Seven of the following chapters trace a journey from Seattle to Glacier Bay with anchorages and stories along the way. They do not constitute a cruising guide, but they do provide a rough outline of a way to make the trip. The rest of the chapters are stories about people, places and events that have enriched my experience of the Inside Passage.
 
Some of the stories contain gaps and disjunctions, sometimes a lack of continuity. Perhaps I should remove these non sequiturs that tend to interrupt the literary flow and leave the reader puzzled. Maybe so, but maybe not. That’s the way the wilderness is and that is the way I have experienced the Inside Passage—not as a seamless narrative, but as a quixotic, frustrating and seductive environment. Weather changes unexpectedly, regardless of radios, forecasts, and sky gazing. We meet people, share with them, learn from them, and then move on, not knowing where or when they will anchor next. Killer whales appear when we do not expect them, a salmon hits while we are not paying attention. Over it all lingers the spirit of the first inhabitants and we come upon the remains of their fish traps, pictographs, petroglyphs, big houses, burial sites and cedar harvesting in places where we imagine we are the first humans to ever have walked.
 
Why does the wilderness call to us?

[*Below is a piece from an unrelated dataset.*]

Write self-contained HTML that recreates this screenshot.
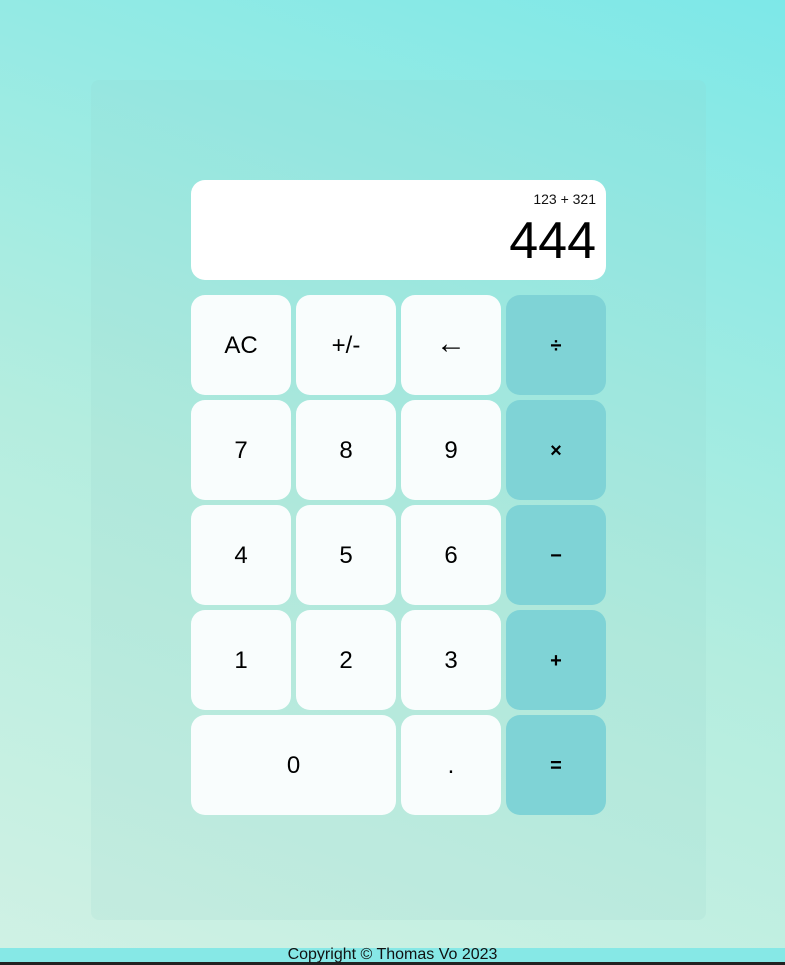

It is a voice from outside our mechanized, pre-packaged, commercialized world. Huck Finn heard it as did Edward Abbey, and so did those of us who grew up with the Lone Ranger and Roy Rogers. It is the voice of Zorba, of Nietzsche, of Hesse, of Dionysius, of Shiva, of the Raven. Behind all these, it is the voice of our own soul breathing the unquenchable desire to discover and to be liberated.
 
I hope my stories will evoke that call for you. I hope they will take you away from what we call civilization--from the shopping malls, the condos, the television and gaming, the cruise packages and vacation get-aways—into experience that has not been pre-packaged for you but that you can discover for yourself. If you don't have a boat, or can't make the Inside Passage, I hope my stories will spark the spirit of adventure for you wherever you might find it.

The wilderness is there, the hesitation is within.